Putin has always run a pretty ramshackle government, ruthless in repression but with a decaying state capability. That’s one of the reasons he turned increasingly to oligarchs and private and semi-private militias. Apart from Wagner, Putin’s most effective fighters have been the Chechen militias maintained by semi-independent Chechen war lords. Like many dictators, Putin often ruled by casual decree. One thing he took seriously was his own paranoia. So his personal guard was always richly rewarded. Some of them subsequently became very wealthy. Putin liked to have a series of powerful figures within Russia who were all totally dependent on him and more or less permanently at odds with each other.

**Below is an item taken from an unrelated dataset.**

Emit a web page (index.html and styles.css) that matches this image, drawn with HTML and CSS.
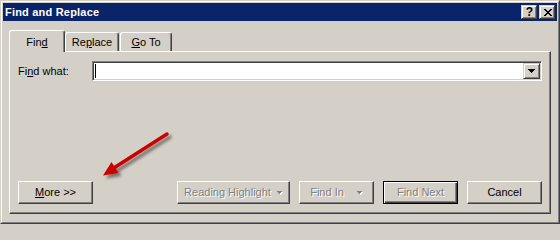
FILE: index.html
```html
<!DOCTYPE html>
<html>
<head>
<meta charset="utf-8">
<link rel="stylesheet" href="styles.css">
</head>
<body>
<div class="window">
  <div class="frame">
    <div class="titlebar">
      <span class="title">Find and Replace</span>
      <div class="caption-btns">
        <span class="cbtn help">?</span>
        <span class="cbtn close">
          <svg width="8" height="7" viewBox="0 0 8 7" shape-rendering="crispEdges">
            <path d="M0 0h2v1h-2zM6 0h2v1h-2zM1 1h2v1h-2zM5 1h2v1h-2zM2 2h4v1h-4zM3 3h2v1h-2zM2 4h4v1h-4zM1 5h2v1h-2zM5 5h2v1h-2zM0 6h2v1h-2zM6 6h2v1h-2z" fill="#000"/>
          </svg>
        </span>
      </div>
    </div>
    <div class="body">
      <div class="tabs">
        <div class="tab active">Fin<u>d</u></div>
        <div class="tab replace">Re<u>p</u>lace</div>
        <div class="tab goto"><u>G</u>o To</div>
      </div>
      <div class="panel">
        <div class="find-row">
          <span class="label">Fi<u>n</u>d what:</span>
          <div class="combo">
            <span class="caret"></span>
            <span class="combo-btn">
              <svg width="7" height="4" viewBox="0 0 7 4" shape-rendering="crispEdges">
                <path d="M0 0h7v1h-7zM1 1h5v1h-5zM2 2h3v1h-3zM3 3h1v1h-1z" fill="#000"/>
              </svg>
            </span>
          </div>
        </div>
        <div class="buttons">
          <button class="btn more"><u>M</u>ore &gt;&gt;</button>
          <div class="right-btns">
            <button class="btn disabled reading">Reading Highlight
              <svg class="dd dd-reading" width="6" height="4" viewBox="0 0 6 4" shape-rendering="crispEdges">
                <path d="M1 1h5v1h-5zM2 2h3v1h-3zM3 3h1v1h-1z" fill="#fff"/>
                <path d="M0 0h5v1h-5zM1 1h3v1h-3zM2 2h1v1h-1z" fill="#808080"/>
              </svg>
            </button>
            <button class="btn disabled findin">Find In
              <svg class="dd dd-findin" width="6" height="4" viewBox="0 0 6 4" shape-rendering="crispEdges">
                <path d="M1 1h5v1h-5zM2 2h3v1h-3zM3 3h1v1h-1z" fill="#fff"/>
                <path d="M0 0h5v1h-5zM1 1h3v1h-3zM2 2h1v1h-1z" fill="#808080"/>
              </svg>
            </button>
            <button class="btn disabled default">Find Next</button>
            <button class="btn cancel">Cancel</button>
          </div>
        </div>
      </div>
    </div>
  </div>
  <svg class="arrow" width="560" height="224" viewBox="0 0 560 224">
    <defs>
      <filter id="shadow" x="-20%" y="-20%" width="150%" height="150%">
        <feDropShadow dx="3" dy="3" stdDeviation="1.6" flood-color="#000" flood-opacity="0.45"/>
      </filter>
    </defs>
    <g filter="url(#shadow)">
      <line x1="167" y1="134" x2="113" y2="168.5" stroke="#cc0000" stroke-width="3.5" stroke-linecap="round"/>
      <polygon points="103,175.5 118.5,173 111.5,162" fill="#cc0000"/>
    </g>
  </svg>
</div>
</body>
</html>
```

FILE: styles.css
```css
html, body {
  margin: 0;
  padding: 0;
  background: #d4d0c8;
}

body {
  font-family: "Liberation Sans", Arial, sans-serif;
  font-size: 11px;
  color: #000;
}

.window {
  position: relative;
  width: 560px;
  height: 224px;
  box-sizing: border-box;
  border: 1px solid;
  border-color: #d4d0c8 #404040 #404040 #d4d0c8;
  background: #d4d0c8;
}

.frame {
  height: 100%;
  box-sizing: border-box;
  border: 1px solid;
  border-color: #fff #808080 #808080 #fff;
  padding: 1px;
  display: flex;
  flex-direction: column;
}

.titlebar {
  height: 18px;
  flex: none;
  background: #0a246a;
  display: flex;
  align-items: center;
  justify-content: space-between;
  padding: 0 2px;
}

.title {
  color: #fff;
  font-weight: bold;
  font-size: 11px;
  letter-spacing: 0.2px;
  line-height: 18px;
}

.caption-btns {
  display: flex;
  gap: 2px;
}

.cbtn {
  width: 16px;
  height: 14px;
  box-sizing: border-box;
  border: 1px solid;
  border-color: #d4d0c8 #404040 #404040 #d4d0c8;
  box-shadow: inset 1px 1px #fff, inset -1px -1px #808080;
  background: #d4d0c8;
  display: flex;
  align-items: center;
  justify-content: center;
}

.cbtn.help {
  font-weight: bold;
  font-size: 12px;
  line-height: 12px;
  padding-left: 1px;
}

.cbtn.close svg {
  display: block;
  margin-left: 1px;
}

.body {
  flex: 1;
  display: flex;
  flex-direction: column;
  padding: 9px 6px 7px 6px;
}

.tabs {
  height: 21px;
  display: flex;
  align-items: flex-end;
}

.tab {
  box-sizing: border-box;
  height: 19px;
  border: 1px solid;
  border-bottom: none;
  border-color: #fff #404040 transparent #fff;
  border-radius: 3px 3px 0 0;
  box-shadow: inset -1px 0 #808080;
  background: #d4d0c8;
  text-align: center;
  padding-top: 3px;
  line-height: 13px;
}

.tab.active {
  width: 56px;
  height: 22px;
  margin-bottom: -1px;
  padding-top: 5px;
  position: relative;
  z-index: 1;
}

.tab.replace {
  width: 54px;
}

.tab.goto {
  width: 52px;
  margin-left: 1px;
}

.panel {
  box-sizing: border-box;
  height: 163px;
  border: 1px solid;
  border-color: #fff #404040 #404040 #fff;
  box-shadow: inset -1px -1px #808080;
  padding: 9px 8px;
  display: flex;
  flex-direction: column;
  justify-content: space-between;
}

.find-row {
  display: flex;
  align-items: center;
  height: 20px;
}

.label {
  width: 74px;
  line-height: 13px;
}

.combo {
  width: 450px;
  height: 20px;
  box-sizing: border-box;
  background: #fff;
  border: 1px solid;
  border-color: #808080 #fff #fff #808080;
  box-shadow: inset 1px 1px #404040, inset -1px -1px #d4d0c8;
  padding: 1px;
  display: flex;
  justify-content: space-between;
  align-items: stretch;
}

.caret {
  width: 1px;
  background: #000;
  margin: 1px 0 1px 1px;
}

.combo-btn {
  width: 17px;
  box-sizing: border-box;
  border: 1px solid;
  border-color: #d4d0c8 #404040 #404040 #d4d0c8;
  box-shadow: inset 1px 1px #fff, inset -1px -1px #808080;
  background: #d4d0c8;
  display: flex;
  align-items: center;
  justify-content: center;
}

.combo-btn svg {
  display: block;
}

.buttons {
  display: flex;
  height: 23px;
}

.right-btns {
  margin-left: auto;
  display: flex;
  gap: 9px;
}

.btn {
  box-sizing: border-box;
  width: 75px;
  height: 23px;
  margin: 0;
  padding: 0;
  font-family: "Liberation Sans", Arial, sans-serif;
  font-size: 11px;
  color: #000;
  background: #d4d0c8;
  border: 1px solid;
  border-color: #fff #404040 #404040 #fff;
  box-shadow: inset -1px -1px #808080;
  display: flex;
  align-items: center;
  justify-content: center;
  line-height: 13px;
}

.btn.reading {
  width: 113px;
}

.btn.disabled {
  color: #808080;
  text-shadow: 1px 1px 0 #fff;
}

.btn.default {
  border-color: #000;
  box-shadow: inset 1px 1px #fff, inset -1px -1px #404040, inset -2px -2px #808080;
}

.dd {
  display: block;
}

.dd-reading {
  margin-left: 6px;
}

.dd-findin {
  margin-left: 13px;
}

.arrow {
  position: absolute;
  left: -1px;
  top: -1px;
  pointer-events: none;
}
```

He wanted his allies powerful enough to help him effectively, but not powerful enough to challenge him. All of them, no matter how senior, lived in perpetual fear that they would lose Putin’s favour and be cast into powerlessness, poverty or even death.
Prigozhin’s rebellion renders that system’s limitations naked. It demonstrates the weakness, the brittleness, of such capricious rule. These regime death throes, if that’s what they turn out to be, are not really uncommon towards the end of a long-term dictatorship. In a dictatorship, the ruler is powerful, the institutions weak. So if the leader missteps …

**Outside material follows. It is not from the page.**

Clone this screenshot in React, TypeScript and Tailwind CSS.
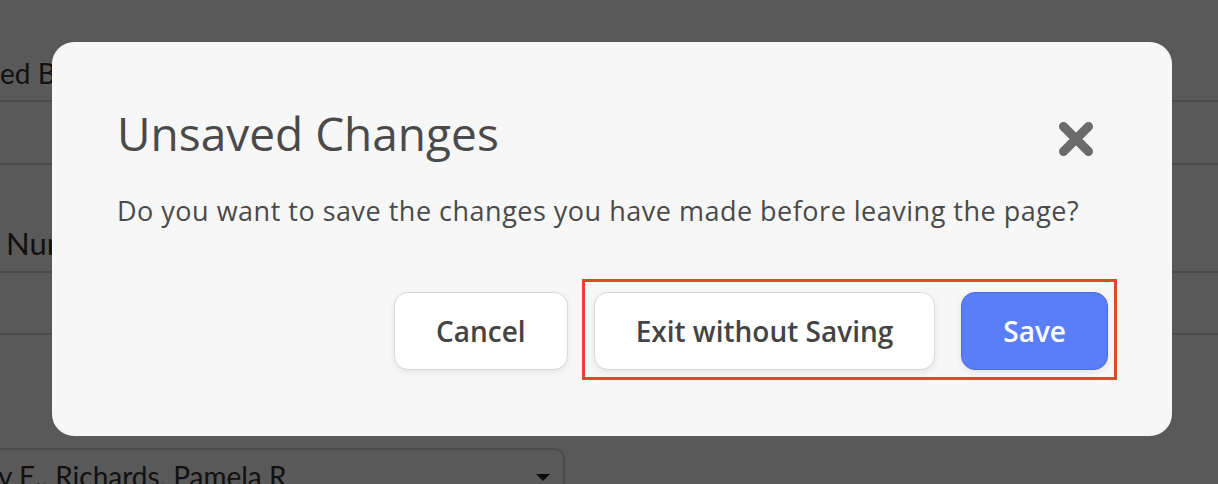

This all has a long way to run. Anyone claiming they know how Russian politics will develop from here needs to consult a psychiatrist or confess to telling lies.
Two observations for Western politics suggest themselves. The first is that no one looks like bigger idiots than those figures on the right in most Western nations who convinced themselves Putin was a natural ally of the West, reliable, a force for stability who in some way stood for Western civilisation.
Putin’s army in Ukraine has illegally invaded a sovereign neighbour whose sovereignty Russia in 1994 solemnly promised to honour. It has used rape as a weapon of war. It has intentionally attacked and killed thousands of civilians, not as an unavoidable side effect of a military objective but as an intentional act of policy. It has kidnapped hundreds, perhaps thousands, of Ukrainian children. Its forces have castrated some Ukrainian soldiers taken prisoner, both as an act of sexual humiliation and to prevent them from ever having children.
One of the most significant factors in this imbroglio is that Prigozhin himself called out Russia’s war in Ukraine as being based entirely on lies. Neither Ukraine nor NATO ever threatened Russia, he said at the start of his rebellion. There was never any need, or any rational reason, for Russia to go to war in Ukraine.
Internally, Putin runs a vicious Stalinist regime of repression. The idea among the complete idiots on the lunar right that this regime is somehow a friend of the West, or of any version of Western civilisation, is beyond absurd. It’s not only irrational, it’s obscene.
But there are also failures on the centre left. The Albanese government offered an extremely anaemic pledge of support to Ukraine on Monday. The package is worth barely $110m, if very generously valued. The centrepiece is 28 M113 armoured personnel carriers. These vehicles date back to the Vietnam War. They have of course been refurbished from time to time. But they offer so little protection that the Australian Defence Force did not even deploy them in Afghanistan or Iraq.
The Ukrainians wanted more Bushmasters or Hawkei vehicles. Anthony Albanese said the government asked the ADF for advice on what would be the best assistance they could give to Ukraine and this is what it came up with. I believe Albanese has been a solid Prime Minister on national security but this statement is nonsense for two reasons. One, though I have the greatest respect for the ADF, the Ukrainians know much better what they need and can best make use of.
But two, and far more importantly, unlike say Britain, the Albanese government is forcing the ADF to cover the cost of anything given to Ukraine out of the existing defence budget. The Australian Strategic Policy Institute has calculated that after taking account of inflation and foreign exchange movements, the Australian defence budget is taking a real cut of $1.5bn starting next financial year.
We manufacture Hawkeis and Bushmasters. We could give them in substantial numbers to Ukraine and make more to replace them. Instead we are forcing Defence to give away its kit, meaning naturally that it will give only junk.
Insanely, inexplicably, beyond all reason, the government decided to waste billions of dollars buying 75 new Abrams tanks to replace our 59 old Abrams tanks. We have no use for either, having not deployed a tank anywhere since the Vietnam War. But certainly we have no conceivable use for the old tanks. We could surely give these away tomorrow. Of course, like much of our notional kit, they may be in wretched condition, which in reality we wouldn’t like to expose.
In any event, as the 12th or 13th biggest economy in the world, and a nation profoundly dependent on the collective security of the US alliance system, we’re not making a serious contribution to upholding the international rules-based order by helping Ukraine to defend itself.
These dramatic events in Russia show up flaws all over the place.